Is some sense, yes, but await isn't part of the "async def" structure.
await is just an independent statement, related to async def, yes, but
independent. My proposal links match with case/else statements as a single
flow control structure, and it writes them as such, like if/for/while/try.
My proposal didn't *require* a suite to be multi-line, it just allowed it.
I do see that it doesn't make sense for it to be multi-line, though.
Perhaps multi-line can be a SyntaxError?
I too think, like you, that this doesn't feel 100% pythonic either, but I
felt that it was... less unpythonic? that the proposals seen until now.
On Sat, May 12, 2018 at 3:03 PM, <steven@rigetti.com> wrote:
In some sense async and await are like this group you describe, the
keyword "await" doesn't have meaning outside a function annotated with
"async".
The issue I'd have with your proposal is that it requires the "suite" to
be an expression-based multi-line statement, ie. where the last statement
becomes the value that is matched against. Similar to the original proposal
that started this thread: these sorts of expression-based constructs don't
feel that natural for Python.
On Saturday, May 12, 2018 at 2:50:49 PM UTC, Andrés Delfino wrote:
I find it weird for case statements to be "inside" match statements.

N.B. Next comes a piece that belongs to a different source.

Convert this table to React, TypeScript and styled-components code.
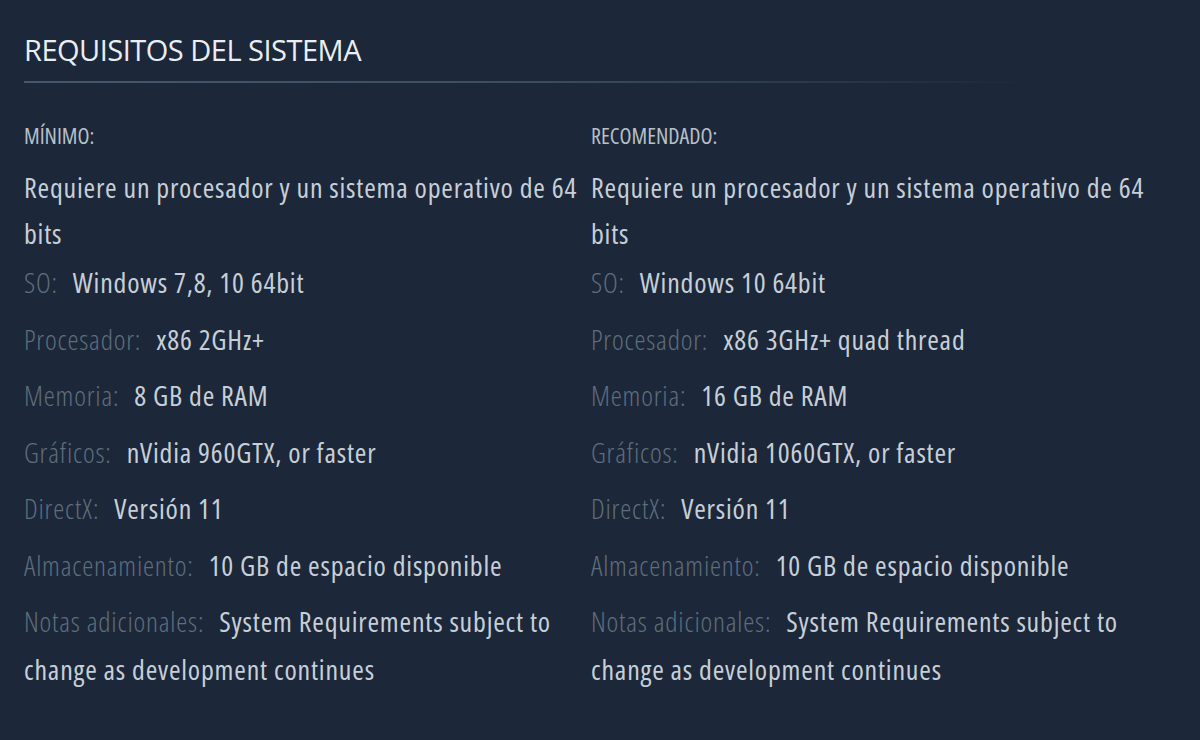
import styled, { createGlobalStyle } from "styled-components";

const Global = createGlobalStyle`
  body {
    margin: 0;
    background: #1c2739;
    font-family: "Open Sans", "Noto Sans", sans-serif;
  }
`;

const Page = styled.section`
  padding: 30px 0 0 24px;
  min-height: 740px;
  box-sizing: border-box;
`;

const Title = styled.h2`
  margin: 0;
  font-size: 29px;
  font-weight: 400;
  letter-spacing: -0.5px;
  line-height: 40px;
  color: #eaeef2;
  text-transform: uppercase;
`;

const Divider = styled.div`
  margin-top: 11px;
  width: 1016px;
  height: 2px;
  background: linear-gradient(
    to right,
    #44596d 0%,
    #3a4e62 50%,
    rgba(58, 78, 98, 0) 100%
  );
`;

const Columns = styled.div`
  display: grid;
  grid-template-columns: 567px 567px;
  margin-top: 37px;
`;

const Column = styled.div``;

const ColumnTitle = styled.div`
  font-size: 22px;
  font-stretch: 75%;
  line-height: 30px;
  color: #b7c0c9;
  text-transform: uppercase;
  margin-bottom: 14px;
`;

const List = styled.ul`
  margin: 0;
  padding: 0;
  list-style: none;
`;

const Item = styled.li<{ $note?: boolean }>`
  font-size: 28px;
  font-stretch: 75%;
  letter-spacing: 0.8px;
  line-height: ${(p) => (p.$note ? "46px" : "48px")};
  margin-bottom: ${(p) => (p.$note ? "2px" : "8.5px")};
  color: #c6cfd8;
`;

const Label = styled.strong`
  font-weight: 300;
  color: #5f6e7d;
  margin-right: 9px;
`;

type Spec = { label: string; value: string };

type Tier = { title: string; specs: Spec[] };

const tiers: Tier[] = [
  {
    title: "Mínimo:",
    specs: [
      { label: "SO:", value: "Windows 7,8, 10 64bit" },
      { label: "Procesador:", value: "x86 2GHz+" },
      { label: "Memoria:", value: "8 GB de RAM" },
      { label: "Gráficos:", value: "nVidia 960GTX, or faster" },
      { label: "DirectX:", value: "Versión 11" },
      { label: "Almacenamiento:", value: "10 GB de espacio disponible" },
      {
        label: "Notas adicionales:",
        value: "System Requirements subject to change as development continues",
      },
    ],
  },
  {
    title: "Recomendado:",
    specs: [
      { label: "SO:", value: "Windows 10 64bit" },
      { label: "Procesador:", value: "x86 3GHz+ quad thread" },
      { label: "Memoria:", value: "16 GB de RAM" },
      { label: "Gráficos:", value: "nVidia 1060GTX, or faster" },
      { label: "DirectX:", value: "Versión 11" },
      { label: "Almacenamiento:", value: "10 GB de espacio disponible" },
      {
        label: "Notas adicionales:",
        value: "System Requirements subject to change as development continues",
      },
    ],
  },
];

export default function App() {
  return (
    <>
      <Global />
      <Page>
        <Title>Requisitos del sistema</Title>
        <Divider />
        <Columns>
          {tiers.map((tier) => (
            <Column key={tier.title}>
              <ColumnTitle>{tier.title}</ColumnTitle>
              <List>
                <Item $note>
                  Requiere un procesador y un sistema operativo de 64 bits
                </Item>
                {tier.specs.map((spec) => (
                  <Item key={spec.label}>
                    <Label>{spec.label}</Label> {spec.value}
                  </Item>
                ))}
              </List>
            </Column>
          ))}
        </Columns>
      </Page>
    </>
  );
}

There's isn't a statement "group" that works this way right now, AFAIK.
This would also be weird:
match X:
case Y:
...
I thought a form based on try would make more coherent:
match:
suite
case x:
suite1
else:
suite2
suite would be executed, and the last expression would be checked against
each case. If no matching case is found, suite2 would be executed.
Does it make sense?
On Sat, May 12, 2018 at 8:51 AM, Steven Heidel <ste...@rigetti.com>
wrote:
Great! Also emailed you with logistics.
On Sat, May 12, 2018, 01:43 Jelle Zijlstra <jelle.z...@gmail.com> wrote:
2018-05-11 22:01 GMT-04:00 Robert Roskam <raider...@gmail.com>:
Hey Steven,
I'm also at PyCon. Shall we take this off list and attempt to meet up
and discuss?
I'm also at PyCon and interested in meeting about this. I just wrote
up a basic and incomplete implementation for pattern-matching yesterday
between and after: talks: https://github.com/Jell
eZijlstra/cpython/blob/matchcase/Lib/test/test_matching.py. It's
nowhere near complete, but an implementation like this can help inform what
the syntax should look like.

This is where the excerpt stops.